Fil d'Ariane
Comme c’était prévisible, Nicolás Maduro a donc ignoré l’injonction européenne de s’engager « d’ici ce soir » (le 3 février 2019) à l’organisation immédiate d’une nouvelle élection présidentielle. Et comme attendu, près de vingt pays de l’Union européenne, dix jours après les États-Unis de Donald Trump et une partie de l’Amérique latine, annonçaient ce lundi 4 février 2019 reconnaître désormais comme « président » du Venezuela son adversaire historique Juan Guaido, président jusqu’ici de l’Assemblée nationale, autoproclamé chef de l’État « par intérim ».
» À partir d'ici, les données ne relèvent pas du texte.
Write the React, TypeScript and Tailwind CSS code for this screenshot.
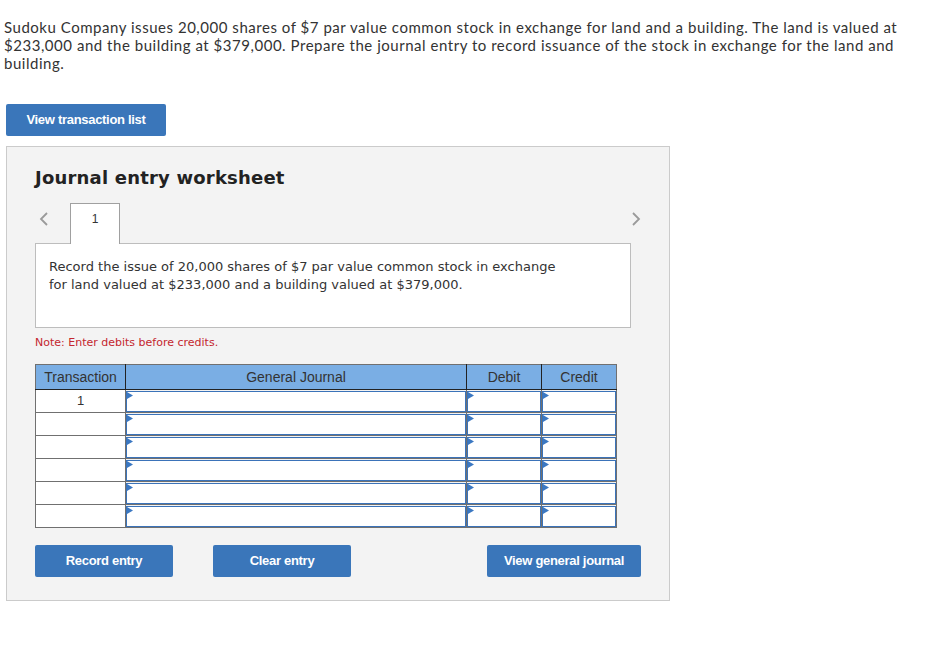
import type React from "react";

const rows = [1, 2, 3, 4, 5, 6];

function Marker() {
  return (
    <svg className="absolute left-0 top-0" width="6" height="8" viewBox="0 0 6 8">
      <polygon points="0,0 6,3.5 0,7" fill="#3b78c2" />
    </svg>
  );
}

function InputCell() {
  return (
    <td className="border border-[#707070] p-0 h-[23px]">
      <div className="relative h-[21px] border border-[#3b73b9] bg-white">
        <Marker />
      </div>
    </td>
  );
}

function BlueButton({ children, className }: { children: React.ReactNode; className?: string }) {
  return (
    <button
      type="button"
      className={
        "h-8 rounded-[2px] bg-[#3a76ba] text-white text-[13px] font-bold tracking-[-0.3px] font-['Liberation_Sans_Narrow','Liberation_Sans',sans-serif] " +
        (className ?? "")
      }
    >
      {children}
    </button>
  );
}

export default function App() {
  return (
    <div className="w-[951px] min-h-[658px] bg-white pt-[18px] font-['Lato',sans-serif]">
      {/* 题目 */}
      <p className="pl-1 w-[914px] text-[15px] leading-[18px] tracking-[0.53px] text-[#333]">
        Sudoku Company issues 20,000 shares of $7 par value common stock in exchange for land and a building. The land
        is valued at $233,000 and the building at $379,000. Prepare the journal entry to record issuance of the stock
        in exchange for the land and building.
      </p>

      <div className="pl-[6px] mt-8">
        <BlueButton className="w-[160px]">View transaction list</BlueButton>
      </div>

      {/* 工作表 */}
      <div className="ml-[6px] mt-[10px] w-[664px] h-[455px] border border-[#cbcbcb] bg-[#f3f3f3] pl-[28px] pt-[19px]">
        <h2 className="text-[18px] leading-6 font-bold tracking-[0.2px] text-[#222] font-['DejaVu_Sans',sans-serif]">
          Journal entry worksheet
        </h2>

        <div className="mt-[13px] flex items-end w-[606px]">
          <svg className="ml-[4px] mb-[17px]" width="10" height="14" viewBox="0 0 10 14">
            <polyline points="8,1 2,7 8,13" fill="none" stroke="#9a9a9a" strokeWidth="1.8" />
          </svg>
          <div className="relative z-10 ml-[21px] -mb-px w-[50px] h-[41px] border border-b-0 border-[#a0a0a0] bg-white pt-[6px] text-center text-[12px] text-[#333] font-['Liberation_Sans',sans-serif]">
            1
          </div>
          <svg className="ml-auto mb-[17px]" width="10" height="14" viewBox="0 0 10 14">
            <polyline points="2,1 8,7 2,13" fill="none" stroke="#9a9a9a" strokeWidth="1.8" />
          </svg>
        </div>

        <div className="w-[596px] h-[85px] border border-[#bdbdbd] bg-white pl-[13px] pt-[14px] text-[13px] leading-[18px] text-[#333] font-['DejaVu_Sans',sans-serif]">
          Record the issue of 20,000 shares of $7 par value common stock in exchange
          <br />
          for land valued at $233,000 and a building valued at $379,000.
        </div>

        <p className="mt-[8px] text-[11px] leading-[14px] text-[#c4262e] font-['DejaVu_Sans',sans-serif]">
          Note: Enter debits before credits.
        </p>

        {/* 分录表 */}
        <table className="mt-[14px] w-[581px] border-collapse table-fixed font-['Liberation_Sans',sans-serif] text-[14px] text-[#333]">
          <colgroup>
            <col className="w-[90px]" />
            <col className="w-[341px]" />
            <col className="w-[75px]" />
            <col className="w-[75px]" />
          </colgroup>
          <thead>
            <tr className="h-[25px] bg-[#7aaee4]">
              <th className="border border-[#707070] border-b-[#222] border-r-[#222] font-normal">Transaction</th>
              <th className="border border-[#707070] border-b-[#222] border-r-[#222] font-normal">General Journal</th>
              <th className="border border-[#707070] border-b-[#222] border-r-[#222] font-normal">Debit</th>
              <th className="border border-[#707070] border-b-[#222] font-normal">Credit</th>
            </tr>
          </thead>
          <tbody>
            {rows.map((r) => (
              <tr key={r}>
                <td className="border border-[#707070] bg-white h-[23px] p-0 text-center text-[13px]">
                  {r === 1 ? "1" : ""}
                </td>
                <InputCell />
                <InputCell />
                <InputCell />
              </tr>
            ))}
          </tbody>
        </table>

        <div className="mt-[17px] flex">
          <BlueButton className="w-[138px]">Record entry</BlueButton>
          <BlueButton className="ml-10 w-[138px]">Clear entry</BlueButton>
          <BlueButton className="ml-[136px] w-[154px]">View general journal</BlueButton>
        </div>
      </div>
    </div>
  );
}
À la France, l’Allemagne, le Royaume-Uni, les Pays-Bas, la Suède, l’Espagne et le Portugal se sont joints lundi le Danemark, la Finlande, le Luxembourg, la République tchèque, la Pologne, les Pays baltes ... Washington, une fois n’est pas coutume, félicite l’Europe.
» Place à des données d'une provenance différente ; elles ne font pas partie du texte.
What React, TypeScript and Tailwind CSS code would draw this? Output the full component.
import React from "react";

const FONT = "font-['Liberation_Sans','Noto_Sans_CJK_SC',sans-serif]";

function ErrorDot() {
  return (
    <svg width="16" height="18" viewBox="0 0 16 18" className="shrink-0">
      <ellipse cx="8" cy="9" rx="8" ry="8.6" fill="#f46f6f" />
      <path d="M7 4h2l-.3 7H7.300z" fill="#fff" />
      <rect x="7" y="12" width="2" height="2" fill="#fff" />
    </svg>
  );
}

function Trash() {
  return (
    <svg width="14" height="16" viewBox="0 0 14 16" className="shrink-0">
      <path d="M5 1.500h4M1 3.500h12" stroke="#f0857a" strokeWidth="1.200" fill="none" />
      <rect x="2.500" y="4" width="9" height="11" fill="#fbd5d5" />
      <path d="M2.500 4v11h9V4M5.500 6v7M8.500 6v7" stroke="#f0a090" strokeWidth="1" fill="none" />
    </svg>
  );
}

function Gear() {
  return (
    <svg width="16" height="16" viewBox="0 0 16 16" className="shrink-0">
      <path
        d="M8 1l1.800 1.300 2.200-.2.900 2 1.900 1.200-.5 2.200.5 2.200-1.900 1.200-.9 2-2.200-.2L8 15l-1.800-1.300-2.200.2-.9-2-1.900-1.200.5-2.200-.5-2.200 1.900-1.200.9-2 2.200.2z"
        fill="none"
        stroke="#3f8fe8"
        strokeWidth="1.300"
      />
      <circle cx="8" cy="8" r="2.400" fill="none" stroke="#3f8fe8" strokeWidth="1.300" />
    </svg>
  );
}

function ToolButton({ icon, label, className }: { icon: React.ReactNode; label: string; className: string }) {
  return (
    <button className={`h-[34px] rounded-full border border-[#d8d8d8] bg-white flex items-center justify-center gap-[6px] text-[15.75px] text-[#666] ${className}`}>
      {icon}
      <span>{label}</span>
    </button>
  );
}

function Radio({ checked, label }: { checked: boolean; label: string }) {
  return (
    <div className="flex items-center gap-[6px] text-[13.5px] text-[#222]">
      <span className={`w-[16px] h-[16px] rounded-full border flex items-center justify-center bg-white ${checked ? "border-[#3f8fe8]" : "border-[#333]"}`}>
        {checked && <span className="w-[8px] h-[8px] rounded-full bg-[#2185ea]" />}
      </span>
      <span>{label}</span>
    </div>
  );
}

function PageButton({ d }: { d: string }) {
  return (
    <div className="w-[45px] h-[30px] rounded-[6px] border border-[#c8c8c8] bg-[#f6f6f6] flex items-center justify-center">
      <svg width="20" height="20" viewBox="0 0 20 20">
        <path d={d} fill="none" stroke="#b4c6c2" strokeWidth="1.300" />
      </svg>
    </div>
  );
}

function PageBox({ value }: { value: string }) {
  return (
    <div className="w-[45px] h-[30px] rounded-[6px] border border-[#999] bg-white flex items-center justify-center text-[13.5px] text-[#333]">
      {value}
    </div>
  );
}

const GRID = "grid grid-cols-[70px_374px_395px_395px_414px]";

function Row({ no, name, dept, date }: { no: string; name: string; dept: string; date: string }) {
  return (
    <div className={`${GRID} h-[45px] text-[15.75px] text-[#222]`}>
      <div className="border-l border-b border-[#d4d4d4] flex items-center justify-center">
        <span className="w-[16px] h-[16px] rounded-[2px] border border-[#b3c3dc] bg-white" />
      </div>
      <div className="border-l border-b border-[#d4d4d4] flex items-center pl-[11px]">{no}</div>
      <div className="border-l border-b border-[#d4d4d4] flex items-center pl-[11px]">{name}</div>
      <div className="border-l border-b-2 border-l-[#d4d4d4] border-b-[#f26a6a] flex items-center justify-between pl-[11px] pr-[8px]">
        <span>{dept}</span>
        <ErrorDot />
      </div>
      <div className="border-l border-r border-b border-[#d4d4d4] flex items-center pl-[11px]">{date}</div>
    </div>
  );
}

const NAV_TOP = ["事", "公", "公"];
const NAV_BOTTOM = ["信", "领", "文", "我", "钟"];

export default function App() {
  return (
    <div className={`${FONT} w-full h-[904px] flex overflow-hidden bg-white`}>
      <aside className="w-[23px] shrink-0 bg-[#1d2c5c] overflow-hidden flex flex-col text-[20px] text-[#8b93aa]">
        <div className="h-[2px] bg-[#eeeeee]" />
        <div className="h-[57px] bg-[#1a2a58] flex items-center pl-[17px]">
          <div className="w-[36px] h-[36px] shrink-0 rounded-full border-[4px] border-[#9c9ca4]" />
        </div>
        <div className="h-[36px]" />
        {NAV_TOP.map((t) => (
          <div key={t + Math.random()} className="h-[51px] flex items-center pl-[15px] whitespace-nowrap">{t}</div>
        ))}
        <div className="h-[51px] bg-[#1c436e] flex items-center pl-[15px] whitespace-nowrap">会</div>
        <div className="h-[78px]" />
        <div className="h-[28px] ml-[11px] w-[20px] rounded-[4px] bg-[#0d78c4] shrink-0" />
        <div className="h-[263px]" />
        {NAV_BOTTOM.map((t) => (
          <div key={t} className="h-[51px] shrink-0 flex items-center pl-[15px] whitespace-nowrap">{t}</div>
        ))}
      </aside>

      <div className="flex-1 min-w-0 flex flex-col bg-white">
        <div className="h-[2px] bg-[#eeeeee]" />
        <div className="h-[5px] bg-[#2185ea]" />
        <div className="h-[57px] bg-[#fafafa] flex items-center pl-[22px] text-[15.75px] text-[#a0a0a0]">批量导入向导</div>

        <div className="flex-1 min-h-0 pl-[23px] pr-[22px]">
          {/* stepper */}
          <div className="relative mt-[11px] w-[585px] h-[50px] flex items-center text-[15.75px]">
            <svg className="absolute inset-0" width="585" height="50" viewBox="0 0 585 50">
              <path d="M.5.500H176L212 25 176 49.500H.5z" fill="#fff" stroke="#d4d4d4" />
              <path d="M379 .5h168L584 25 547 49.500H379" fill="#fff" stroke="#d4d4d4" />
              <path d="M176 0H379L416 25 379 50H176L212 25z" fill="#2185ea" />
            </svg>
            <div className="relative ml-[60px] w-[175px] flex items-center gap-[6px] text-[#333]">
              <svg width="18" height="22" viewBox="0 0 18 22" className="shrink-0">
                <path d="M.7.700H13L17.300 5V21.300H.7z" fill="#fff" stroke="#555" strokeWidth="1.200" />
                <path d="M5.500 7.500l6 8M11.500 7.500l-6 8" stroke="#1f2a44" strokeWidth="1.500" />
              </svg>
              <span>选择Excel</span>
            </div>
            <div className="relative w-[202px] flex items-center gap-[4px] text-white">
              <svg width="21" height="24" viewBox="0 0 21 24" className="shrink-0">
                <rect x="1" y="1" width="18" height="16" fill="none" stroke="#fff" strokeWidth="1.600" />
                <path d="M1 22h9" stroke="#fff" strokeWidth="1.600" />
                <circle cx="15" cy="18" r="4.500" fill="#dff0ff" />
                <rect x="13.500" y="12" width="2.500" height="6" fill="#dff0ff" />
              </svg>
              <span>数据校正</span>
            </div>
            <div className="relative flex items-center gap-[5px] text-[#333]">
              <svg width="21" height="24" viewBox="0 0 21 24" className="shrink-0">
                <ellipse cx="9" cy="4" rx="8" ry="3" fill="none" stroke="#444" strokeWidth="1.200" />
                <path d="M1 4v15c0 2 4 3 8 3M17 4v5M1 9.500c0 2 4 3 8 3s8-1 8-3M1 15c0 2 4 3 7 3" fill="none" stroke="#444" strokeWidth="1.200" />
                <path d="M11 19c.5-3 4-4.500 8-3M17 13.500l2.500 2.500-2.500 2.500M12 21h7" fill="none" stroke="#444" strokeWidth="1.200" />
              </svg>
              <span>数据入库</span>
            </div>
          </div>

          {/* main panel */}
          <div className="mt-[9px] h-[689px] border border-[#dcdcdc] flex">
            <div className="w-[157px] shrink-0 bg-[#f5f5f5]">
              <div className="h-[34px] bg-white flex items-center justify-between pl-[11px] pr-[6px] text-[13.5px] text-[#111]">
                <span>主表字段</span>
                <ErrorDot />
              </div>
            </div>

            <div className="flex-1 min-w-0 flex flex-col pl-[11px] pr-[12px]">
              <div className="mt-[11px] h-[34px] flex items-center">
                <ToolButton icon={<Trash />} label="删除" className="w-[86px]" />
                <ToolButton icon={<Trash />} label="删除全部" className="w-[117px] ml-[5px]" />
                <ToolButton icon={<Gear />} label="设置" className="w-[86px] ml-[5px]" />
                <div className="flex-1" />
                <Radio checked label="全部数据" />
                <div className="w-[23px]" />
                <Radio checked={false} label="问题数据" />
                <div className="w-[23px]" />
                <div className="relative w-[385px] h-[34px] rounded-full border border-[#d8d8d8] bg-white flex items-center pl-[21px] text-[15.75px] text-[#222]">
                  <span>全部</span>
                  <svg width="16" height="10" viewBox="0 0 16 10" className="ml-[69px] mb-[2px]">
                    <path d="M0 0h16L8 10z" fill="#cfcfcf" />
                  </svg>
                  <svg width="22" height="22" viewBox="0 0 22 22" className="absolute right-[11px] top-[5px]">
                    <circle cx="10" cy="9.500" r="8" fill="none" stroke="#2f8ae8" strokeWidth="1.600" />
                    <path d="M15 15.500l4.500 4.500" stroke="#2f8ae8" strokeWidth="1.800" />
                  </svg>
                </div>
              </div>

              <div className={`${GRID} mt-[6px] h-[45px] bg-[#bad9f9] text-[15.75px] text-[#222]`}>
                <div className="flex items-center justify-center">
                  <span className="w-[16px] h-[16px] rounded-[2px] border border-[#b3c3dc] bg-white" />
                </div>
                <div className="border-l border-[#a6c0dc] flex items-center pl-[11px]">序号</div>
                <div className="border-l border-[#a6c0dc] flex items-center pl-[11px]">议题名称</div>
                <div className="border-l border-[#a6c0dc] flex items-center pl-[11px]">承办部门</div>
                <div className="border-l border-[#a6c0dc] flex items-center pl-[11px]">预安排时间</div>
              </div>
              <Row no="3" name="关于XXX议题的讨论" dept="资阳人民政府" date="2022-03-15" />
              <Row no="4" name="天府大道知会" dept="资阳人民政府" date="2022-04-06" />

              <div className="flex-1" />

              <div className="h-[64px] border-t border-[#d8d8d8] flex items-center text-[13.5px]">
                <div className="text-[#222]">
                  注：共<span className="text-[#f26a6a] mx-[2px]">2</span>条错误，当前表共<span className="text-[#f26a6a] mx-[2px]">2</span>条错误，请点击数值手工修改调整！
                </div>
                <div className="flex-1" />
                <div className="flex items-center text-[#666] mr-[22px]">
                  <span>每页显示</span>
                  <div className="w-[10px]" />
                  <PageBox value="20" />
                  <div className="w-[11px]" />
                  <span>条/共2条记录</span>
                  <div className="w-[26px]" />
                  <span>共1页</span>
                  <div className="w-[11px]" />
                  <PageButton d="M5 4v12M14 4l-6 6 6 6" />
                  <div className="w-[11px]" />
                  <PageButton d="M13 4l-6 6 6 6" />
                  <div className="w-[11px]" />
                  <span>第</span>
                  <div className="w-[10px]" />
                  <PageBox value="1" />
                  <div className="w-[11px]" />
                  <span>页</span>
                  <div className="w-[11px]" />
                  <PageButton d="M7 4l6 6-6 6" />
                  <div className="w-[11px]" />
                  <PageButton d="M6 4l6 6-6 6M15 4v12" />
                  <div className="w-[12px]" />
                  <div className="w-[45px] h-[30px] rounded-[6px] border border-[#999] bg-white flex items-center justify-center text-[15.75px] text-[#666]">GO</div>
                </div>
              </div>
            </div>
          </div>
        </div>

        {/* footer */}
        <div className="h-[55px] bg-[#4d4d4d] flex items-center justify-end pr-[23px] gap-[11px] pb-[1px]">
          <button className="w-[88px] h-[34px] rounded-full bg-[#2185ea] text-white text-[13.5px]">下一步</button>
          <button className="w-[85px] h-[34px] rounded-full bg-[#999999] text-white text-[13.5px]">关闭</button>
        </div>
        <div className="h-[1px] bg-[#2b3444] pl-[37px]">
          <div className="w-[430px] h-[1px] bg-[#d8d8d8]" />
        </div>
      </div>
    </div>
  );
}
Pressions additionnées encore incertaines, sans doute, mais sans précédent, sur un objectif civil que rien ne prédisposait à première vue à devenir le centre du monde.
Économique et politique, la crise vénézuélienne ne date pas d’aujourd’hui. Venu au pouvoir à la fin du siècle dernier (1998), socialiste et autoritaire mais démocratiquement élu, le prédécesseur de Maduro, Hugo Chavez, a constamment vu sa légitimité déniée par ses adversaires de la droite libérale.
En 2002, il déjoue de justesse un coup d’État dirigé par un certain Pedro Carmona déjà auto-proclamé président par intérim, soutenu – manifestations à l’appui - par les milieux d’affaires, les grands médias et une fraction de l’armée. L’aventure dure cette fois quarante-huit heures.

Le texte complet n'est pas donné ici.